SLS Nylon 12 Tolerances Engineers Can Trust

A common failure mode in SLS isn’t strength – it’s fit. The part looks right, the CAD is right, and the calipers still say you missed your press fit by a few tenths. With SLS Nylon 12 (PA12), that gap between “model” and “measured” is usually predictable once you understand what drives dimensional variation and what you can do about it at the design stage.

This guide is a practical, engineering-first view of sls nylon 12 tolerances: what you can realistically expect, what changes those numbers, and how to design features that assemble reliably without turning every build into a trial-and-error loop.

What tolerance means in SLS PA12 (and what it doesn’t)

In SLS, a “tolerance” is not a single universal number you can apply to every face and every feature. The process builds parts by selectively sintering powder in thin layers, and the final dimension is the outcome of thermal history, scan strategy, powder condition, and geometry-specific heat flow.

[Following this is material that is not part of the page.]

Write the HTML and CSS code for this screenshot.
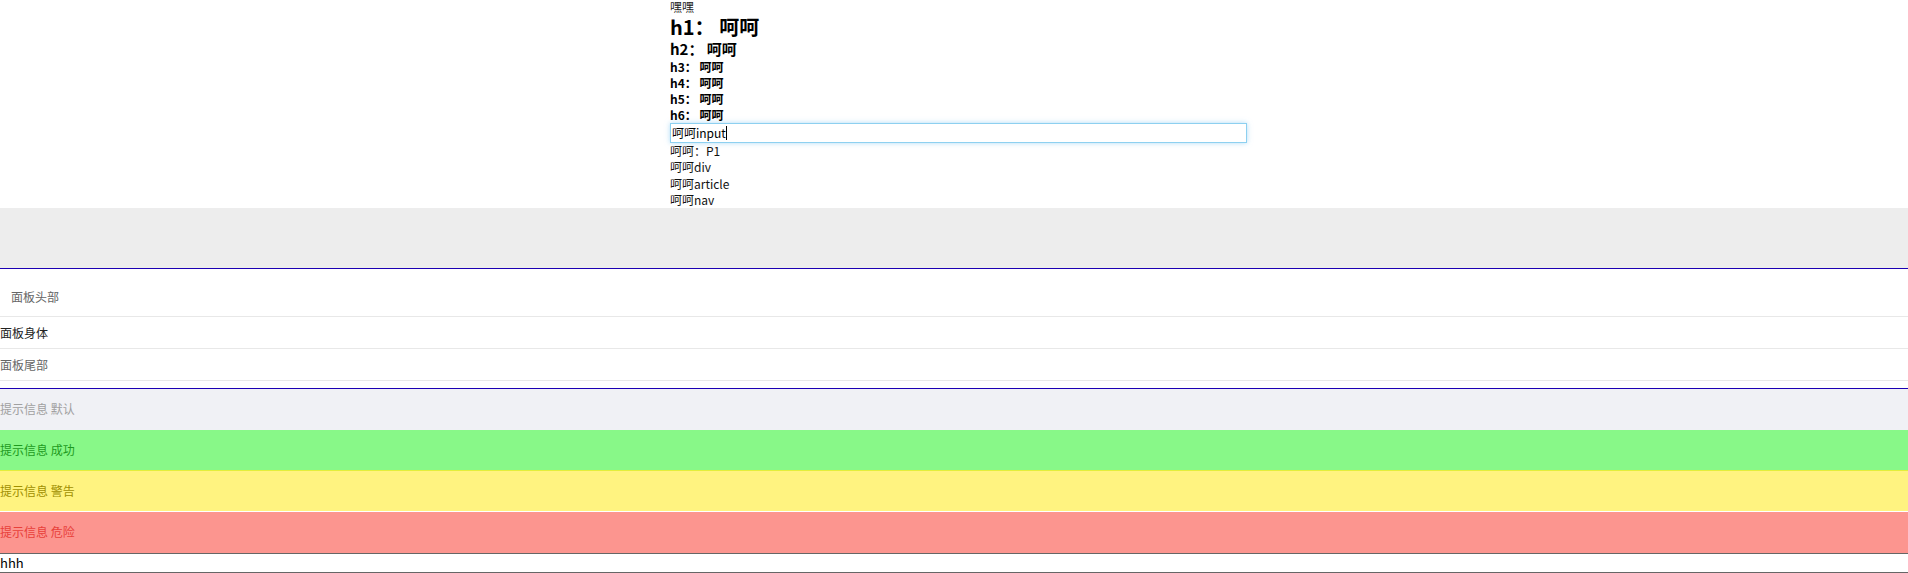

So when someone asks for “SLS tolerance,” the correct interpretation is: for this machine, this PA12 powder system, this build orientation, and this post-processing route, what is the expected dimensional deviation and repeatability across the features that matter? That’s a different question than the tolerance you might hold on a CNC-machined datum scheme.

The upside is that SLS PA12 is stable enough for production use when you design for it. The downside is that forcing SLS to behave like machining without planning for secondary operations is where programs lose time.

Typical SLS Nylon 12 tolerances you can plan around

For industrial SLS PA12, most engineering teams plan around a baseline tolerance band that scales with part size. In practice, you’ll see a combination of a fixed component (machine and process bias) plus a proportional component (thermal scaling with length).

A realistic planning range for general geometry is often in the neighborhood of plus/minus 0.3 mm to plus/minus 0.5 mm, with larger parts trending toward the high end of that range. Smaller, well-supported features can land tighter, while thin walls, long spans, and asymmetric shapes can drift more.

Two additional points matter more than the headline number.

First, repeatability is usually better than absolute accuracy. Once a process is stabilized, you may see consistent bias (parts consistently print slightly “off” in a direction). That can be compensated with scaling or CAD offsets for production builds.

Second, local tolerances vary within the same part. A hole near a thick boss will behave differently than a hole in a thin plate because the surrounding thermal mass changes cooling and shrink behavior.

If your assembly depends on a critical dimension, treat it as a controlled feature and design the rest of the part to be tolerant.

Why sls nylon 12 tolerances vary: the drivers that actually matter

1) Thermal shrink and geometry-driven heat flow

PA12 shrinks as it cools. In SLS, the powder bed is heated near sintering temperature and then locally fused by laser energy. The cooling path and the amount of surrounding hot powder affect how much and how uniformly the polymer contracts.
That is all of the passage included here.